Cambridge, MA, Zone Books, 2012, ISBN: 9781935408260; 208pp.; Price: £19.95
Oxford Brookes University
Date accessed: 17 January, 2017
Historians can only feel ambivalent about bureaucracy. ‘Admin’ tends to get in the way of those two core activities that define a university, research and teaching. Some of it might be necessary and benign: seminars require registers, after all. But we huff and puff about some of its other manifestations: TRAC returns; PDR forms; annual programme reviews; research plans; and QAA-correct paper trails relating to module innovation and student feedback. Meanwhile, every five or six years – or so it seems – senior management teams initiate university-wide ‘restructuring programmes’ in yet another quest for administrative efficiency, which never quite arrives. Bureaucracy is not something that normally thrills historians; far from it in fact. And yet, without it, without bureaucracy, us historians would have a good deal fewer sources to go on, the very things we do get excited about: committee minutes; official inquiries; inspectors’ reports; registration documents; birth and death certificates; audits and accounts; serial-numbered letters, memos, files, forms, dossiers … All archives are monuments to officialdom, more or less.
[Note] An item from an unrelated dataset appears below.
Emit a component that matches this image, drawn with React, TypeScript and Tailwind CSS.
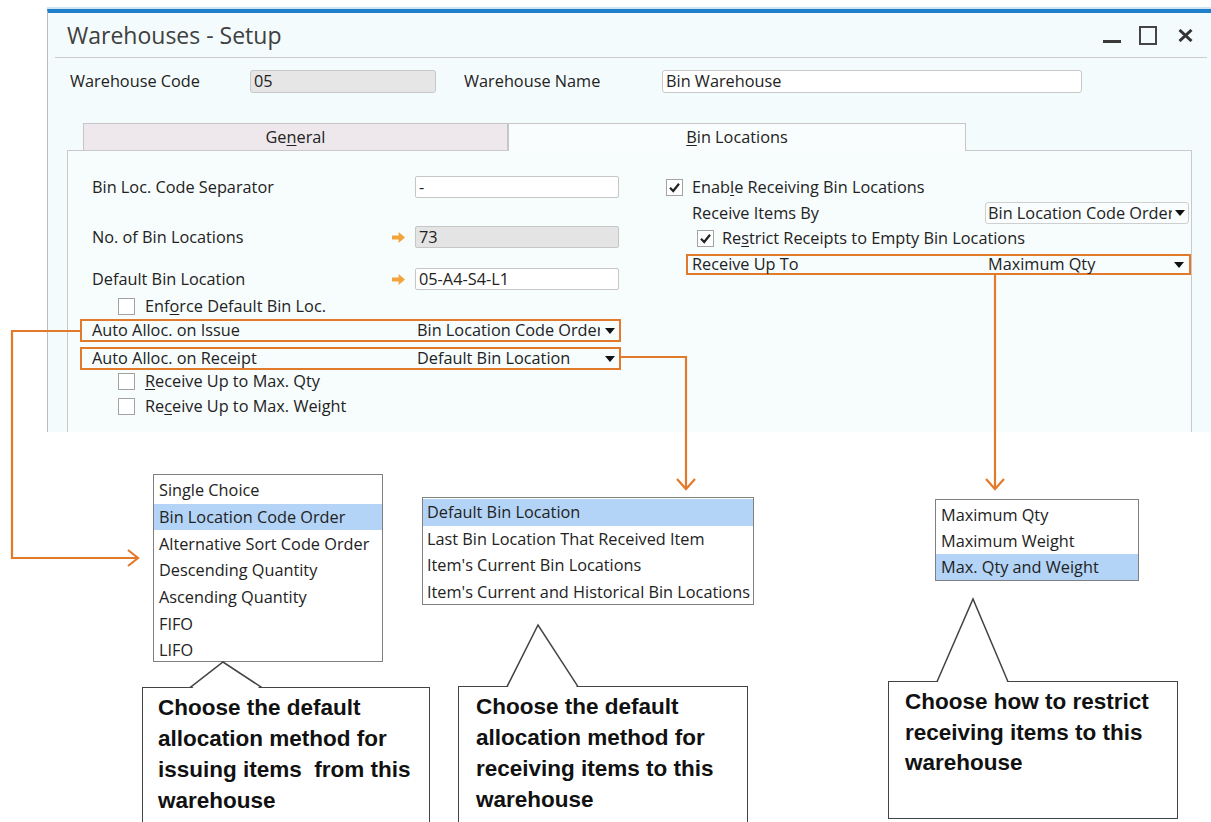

This is especially so for historians of modern Europe, for as Ben Kafka argues in The Demon of Writing, though the French Revolution may have given birth to celebrations of national sovereignty and Declarations of the Rights of Man, it also spawned a monster that in subsequent centuries would be presented as the insidious, all-pervasive foe of freedom-loving peoples everywhere: la bureaucratie; or what Karl Marx once dubbed the ‘bureaucratic medium’. Liberty, Equality, Fraternity … Bureaucracy! One can hardly imagine Parisian radicals slaying aristocrats and storming castles in the name of ‘paperwork’, Kafka’s generic term for the day-to-day currency of desk-bound functionaries. But as Kafka describes in his opening chapter, where he recounts the sorry fate of an aggrieved ancien régime bureaucrat, Edme-Étienne Morizot, the Revolution gave rise to a new culture of paper-chasing, premised on the democratic desire for public accountability and the logistical demands of running a nation. Article 15 of the Declaration of the Rights of Man and of the Citizen (1789) was quite explicit about the matter: ‘Society has the right to ask all public agents to give an accounting of their administration’ (pp. 43–4).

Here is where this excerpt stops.